• [Extracted records]:
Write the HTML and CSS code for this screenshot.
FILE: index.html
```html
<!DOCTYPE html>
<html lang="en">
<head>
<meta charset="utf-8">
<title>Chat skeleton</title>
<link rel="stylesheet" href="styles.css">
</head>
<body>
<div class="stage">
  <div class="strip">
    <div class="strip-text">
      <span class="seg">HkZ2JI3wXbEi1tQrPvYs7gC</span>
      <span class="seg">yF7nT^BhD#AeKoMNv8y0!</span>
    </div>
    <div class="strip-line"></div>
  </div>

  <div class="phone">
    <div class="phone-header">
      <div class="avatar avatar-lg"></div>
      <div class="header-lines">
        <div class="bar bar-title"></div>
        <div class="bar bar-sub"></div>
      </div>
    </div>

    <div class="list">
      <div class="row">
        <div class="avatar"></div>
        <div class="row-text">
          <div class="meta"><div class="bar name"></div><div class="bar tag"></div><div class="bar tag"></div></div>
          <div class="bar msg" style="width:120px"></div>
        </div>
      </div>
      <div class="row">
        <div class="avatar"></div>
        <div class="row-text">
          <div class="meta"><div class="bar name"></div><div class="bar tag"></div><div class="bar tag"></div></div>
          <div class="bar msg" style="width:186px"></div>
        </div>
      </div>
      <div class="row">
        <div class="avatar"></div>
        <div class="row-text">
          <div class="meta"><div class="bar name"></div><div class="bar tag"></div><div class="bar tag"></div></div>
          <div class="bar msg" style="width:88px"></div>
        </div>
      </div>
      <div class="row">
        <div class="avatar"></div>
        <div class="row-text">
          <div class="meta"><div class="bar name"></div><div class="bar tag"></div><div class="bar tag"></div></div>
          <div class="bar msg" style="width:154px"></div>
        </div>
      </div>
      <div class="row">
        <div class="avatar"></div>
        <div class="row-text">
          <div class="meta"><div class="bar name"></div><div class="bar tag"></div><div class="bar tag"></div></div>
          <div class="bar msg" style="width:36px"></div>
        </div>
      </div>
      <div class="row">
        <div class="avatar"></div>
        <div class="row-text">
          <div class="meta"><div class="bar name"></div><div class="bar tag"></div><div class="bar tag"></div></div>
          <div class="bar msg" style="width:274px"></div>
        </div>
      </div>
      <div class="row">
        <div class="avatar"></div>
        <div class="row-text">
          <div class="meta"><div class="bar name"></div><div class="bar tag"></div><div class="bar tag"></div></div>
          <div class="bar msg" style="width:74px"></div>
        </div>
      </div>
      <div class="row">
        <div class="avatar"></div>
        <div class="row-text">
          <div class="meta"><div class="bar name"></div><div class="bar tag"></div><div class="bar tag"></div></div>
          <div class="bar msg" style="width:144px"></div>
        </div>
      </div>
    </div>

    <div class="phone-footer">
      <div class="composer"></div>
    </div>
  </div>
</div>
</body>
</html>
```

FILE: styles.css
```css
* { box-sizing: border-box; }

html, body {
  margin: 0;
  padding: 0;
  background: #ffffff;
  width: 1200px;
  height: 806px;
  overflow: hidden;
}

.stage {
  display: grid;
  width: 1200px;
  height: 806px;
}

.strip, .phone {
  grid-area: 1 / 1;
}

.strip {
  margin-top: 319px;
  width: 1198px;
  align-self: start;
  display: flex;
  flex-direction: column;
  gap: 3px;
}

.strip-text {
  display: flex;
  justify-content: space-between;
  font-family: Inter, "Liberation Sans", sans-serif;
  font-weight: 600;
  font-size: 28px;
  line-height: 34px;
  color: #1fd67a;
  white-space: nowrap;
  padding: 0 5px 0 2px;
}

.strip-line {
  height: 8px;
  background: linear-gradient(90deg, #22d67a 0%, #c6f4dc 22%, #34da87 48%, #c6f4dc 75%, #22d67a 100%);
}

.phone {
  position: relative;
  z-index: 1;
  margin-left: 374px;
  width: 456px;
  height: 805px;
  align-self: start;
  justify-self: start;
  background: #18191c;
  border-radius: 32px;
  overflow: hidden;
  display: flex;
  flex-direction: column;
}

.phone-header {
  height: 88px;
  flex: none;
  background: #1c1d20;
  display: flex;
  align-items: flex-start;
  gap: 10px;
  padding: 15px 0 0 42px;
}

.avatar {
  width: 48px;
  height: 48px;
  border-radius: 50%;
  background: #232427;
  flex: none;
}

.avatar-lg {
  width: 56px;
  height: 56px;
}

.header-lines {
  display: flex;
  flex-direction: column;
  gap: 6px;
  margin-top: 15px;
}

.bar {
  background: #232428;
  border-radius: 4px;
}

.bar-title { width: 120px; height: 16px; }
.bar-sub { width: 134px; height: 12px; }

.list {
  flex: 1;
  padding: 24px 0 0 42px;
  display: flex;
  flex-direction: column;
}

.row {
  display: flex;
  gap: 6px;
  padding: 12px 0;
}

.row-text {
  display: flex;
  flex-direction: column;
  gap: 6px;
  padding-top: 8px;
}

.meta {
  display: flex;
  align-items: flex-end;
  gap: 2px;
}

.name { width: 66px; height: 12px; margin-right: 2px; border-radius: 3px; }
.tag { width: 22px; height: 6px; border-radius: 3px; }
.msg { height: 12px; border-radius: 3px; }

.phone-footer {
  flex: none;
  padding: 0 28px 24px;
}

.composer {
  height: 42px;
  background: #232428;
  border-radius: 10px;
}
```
==
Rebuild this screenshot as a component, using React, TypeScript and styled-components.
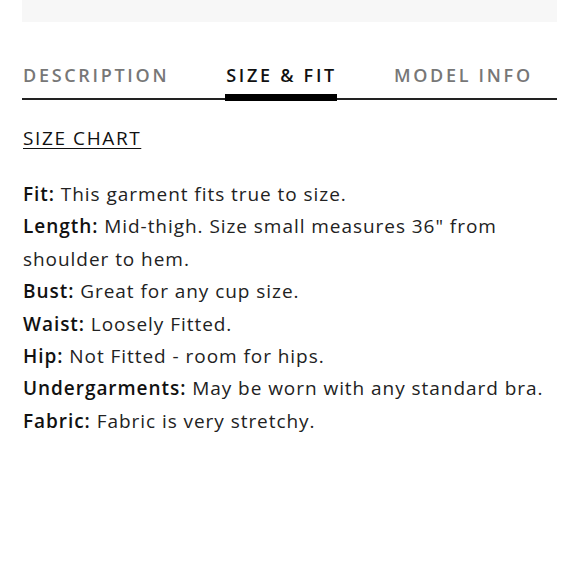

• [Short exercise]:
What is the number of lines in the data that hold the word "this"? Reply with that number and nothing else.

• [Task solution]:
2